第二に、多様性を受け入れる環境を整えること。日本は「和を大切にする文化」があるため、異なる意見や価値観が受け入れられにくいことがあります。しかし、グローバル化が進む今、多様な背景を持つ人々と共に生きる力が求められています。例えば、大学では異文化ディスカッションの機会を増やし、企業では外国人社員が意見を言いやすい環境を作ることが大切です。私が関わったオンライン文化交流イベントでは、お互いの違いを理解しようとする姿勢が交流の成功につながりました。こうした機会を増やせば、異文化理解がより深まると考えます。
第三に、柔軟な思考を持つこと。日本社会はルールや伝統を重視する傾向が強いですが、新しい価値観や技術を受け入れることも重要です。例えば、大学でのChatGPTの活用についての議論では、多くの日本人学生が「ルールだから禁止すべき」と考えていましたが、私は「新しい技術をどう活用すべきか」を考えるべきだと思っていました。これからの社会では、ただ伝統を守るだけでなく、「より良い方法」を柔軟に模索することが求められるのではないかと思います。

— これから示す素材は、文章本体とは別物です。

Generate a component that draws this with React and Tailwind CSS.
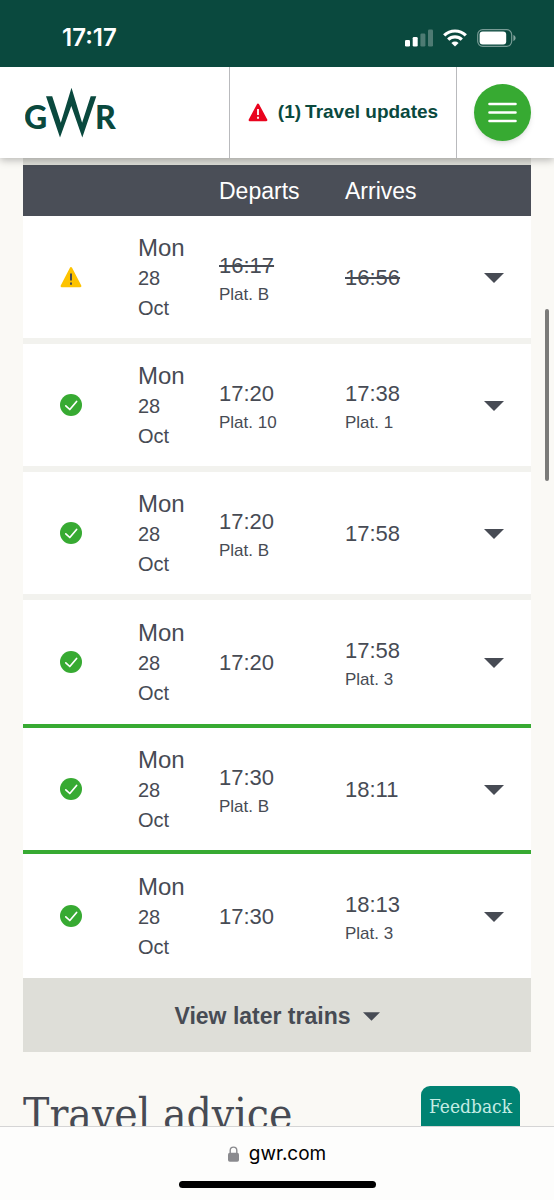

日本に来た当初、私は「この国でうまくやっていけるだろうか」と不安でした。しかし、今では「この国で何ができるだろう」と前向きに考えられるようになりました。この経験を通じて、日本社会の良さを尊重しつつ、お互いをより深く理解し合うことの大切さを実感しています。
② 奨学金によって果たせたこと
坂口国際財団から奨学金をいただいたことは、私の学業における最大の転機でした。この奨学金は、学問への集中を可能にし、特に修士論文の完成とインタビュー調査に専念するための大きな支えとなりました。学業達成と自己成長の両面で、私はこの機会を最大限に活用することができました。
修士論文の執筆において、坂口国際財団の奨学金は私に貴重な時間と資源を提供してくれました。修士論文は専門的な調査と深い分析を要するため、時間と労力を惜しみなく投じる必要があります。奨学金を受けたことで、学費や研究に必要な経済的な負担が軽減され、私は論文に全力で取り組むことができました。特に、インタビュー調査を実施するために多くの時間を割き、対象者との接触やデータ収集に集中することができたのは、この支援があったからこそです。経済的な心配がなくなり、調査と執筆に専念できる環境が整ったことで、私は思う存分研究活動に取り組むことができました。
また、インタビュー調査に関しては、実際のデータ収集が非常に時間のかかる作業であるため、計画的に時間を確保することが重要でした。この奨学金を通じて、必要な資金を手に入れたことで、調査対象者と継続的に連絡を取り、実際にインタビューを行うための移動費も賄うことができました。この経済的支援が、私の研究の質を大いに高め、最終的に修士論文を無事完成させることに繋がりました。
修士論文を完成させたことは、私にとって学問的な成長を意味するだけでなく、自己成長にも大きな影響を与えました。研究活動を通じて、多くの専門的知識を深めただけでなく、調査方法やデータ分析のスキルも大きく向上しました。また、インタビュー調査を通じて、人々とのコミュニケーション能力や問題解決能力が鍛えられ、学問的な枠を超えて、社会人としての成長も感じることができました。このように、坂口国際財団の奨学金は、私の学業の成果を大きく後押ししてくれました。
最後に、坂口国際財団の皆様に心より感謝申し上げます。この奨学金がなければ、修士論文の完成やインタビュー調査の実施は難しかったことでしょう。いただいた支援を無駄にせず、今後も努力を続けていきます。この貴重な機会を与えてくださり、ありがとうございました。